Text-to-4D Dynamic Scene Generation

make-a-video3d.github.io

134 points by Sebastian_09 2 years ago

These videos look too much like the things and their movement that I see in dreams. They are blurryish but makes sense but actually don't. e.g. the running rabbit, its legs are moving but its not. This is almost exactly how I remember dreams, when I see people moving, I can rarely notice their limbs moving accordingly. When I look at my own hands they might have more than 5 five fingers and very vague and blurry hand lines. When i try to run or walk, or fly its just as weird as these videos.

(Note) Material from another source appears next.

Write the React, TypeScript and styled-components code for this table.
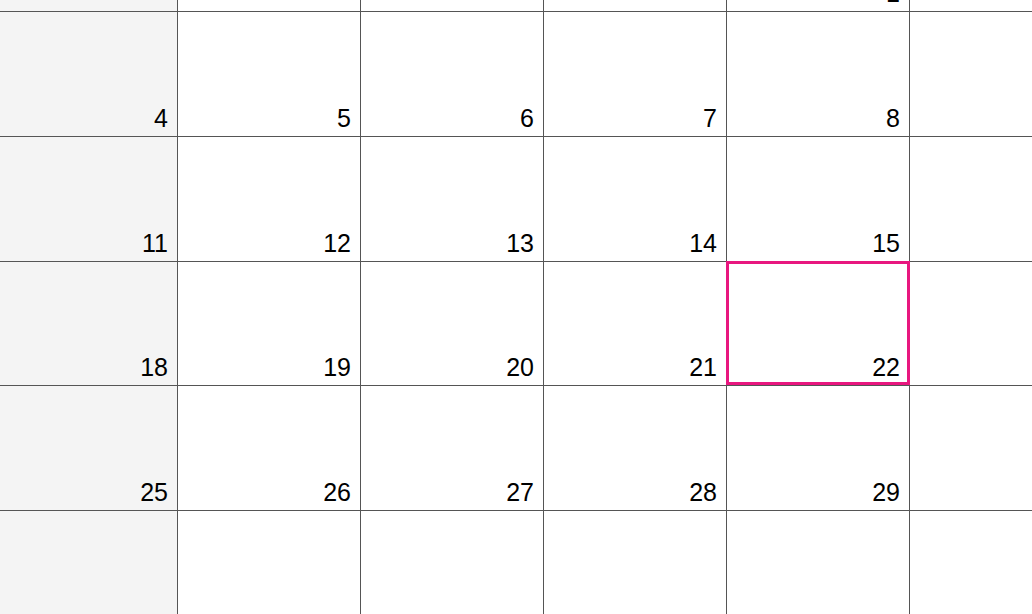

This reminds of how the first generation of these kind of image generators were said to be 'dreaming'. This also makes me think that do our brains really work like these algorithms (or these algos are mimicking brains very correctly).

radarsat1 2 years ago

> trained only on Text-Image pairs and unlabeled videos

This is fascinating. It's able to pick up sufficiently on the fundamentals of 3D motion from 2D videos, while only needing static images with descriptions to infer semantics.

Sebastian_09 2 years ago

Link to paper https://arxiv.org/abs/2301.11280, dynamic visualisations only work in Chrome (?)

jerpint 2 years ago

Can confirm it doesn’t work on brave on mobile

dukeofdoom 2 years ago

Getting something that generates multiple angles of the same subject in different typical poses would go a long way. I can get midjourney to kind of do this by asking for "multiple angles", but it's hit or mis.

littlestymaar 2 years ago

I've expected NERF + Diffusion models for a while, but it looks like there's still a lot of work needed before it gets practical.

GaggiX 2 years ago

Performing these optimization processes during inference time has never been very practical for generative tasks, as it requires a lot of time, memory (to store the gradient) and the quality is usually mediocre. I still remember VQGAN+CLIP, the optimization process was to find a latent embedding that would maximize the cosine similarity between the CLIP encoded image and the CLIP encoded prompt, It worked but not very practical.

jackling 2 years ago

I really wish these datasets were more openly accessiable. I always want to try replicating these models but it seems that the data is the blocker. Renting the compute needed to create an inferiror model does not seem to be an issue, it's always the data.

nl 2 years ago

They generate training data using text to image (plus lots of additional work). Most of the paper is about this process.

jug 2 years ago

Here we go again. The samples look uncannily similar to the early text-to-image stuff we had.

ajjenkins 2 years ago

Can someone explain what’s 4D about this? Is it 4D because the 3D models are animated (moving)?

spdustin 2 years ago

4D: Height, width, depth, and time.

stale2002 2 years ago

Another paper, with no code released?

What's the point then?

kamray23 2 years ago

It's perfectly reasonable to release a publicly accessible paper while keeping the code to yourself, especially if you're Meta or OpenAI and wish to commercialize it at some point.
You can recreate things from papers fine. I've done it for several projects, it's often nicer than just copy-pasting in code and it fixes issues where one side is uisng Montreal's AI toolkit and another is using pytorch and one other is using keras.
Although for a tool like this, they clearly used pre-trained models as a large component, ones with publicly accessible weights as well. So replicating it will probably happen in the coming months if Meta doesn't (understandably) release the code they very clearly plan to use for their own Metaverse product.
- thfuran 2 years ago
  
  Sure, it's perfectly reasonable to release such a paper as PR. I don't think it's perfectly reasonable for any academic journal to accept it. Leaving the code out of a paper about claims regarding the code is like leaving the experiment design out of a material science paper.
- nl 2 years ago
  
  In addition it's worth noting that Meta is generally good at releasing source code.
  Often there's a paper deadline and the code still needs tidying up, or the same codebase supports additional models that are published in additional papers.
  Keep an eye on the facebookreaseach GitHub for this in the next few months.
radarsat1 2 years ago

Code is nice, but a paper should be written sufficiently well that it gets the ideas across such that the solution can be replicated. The ideas are the point, not the implementation.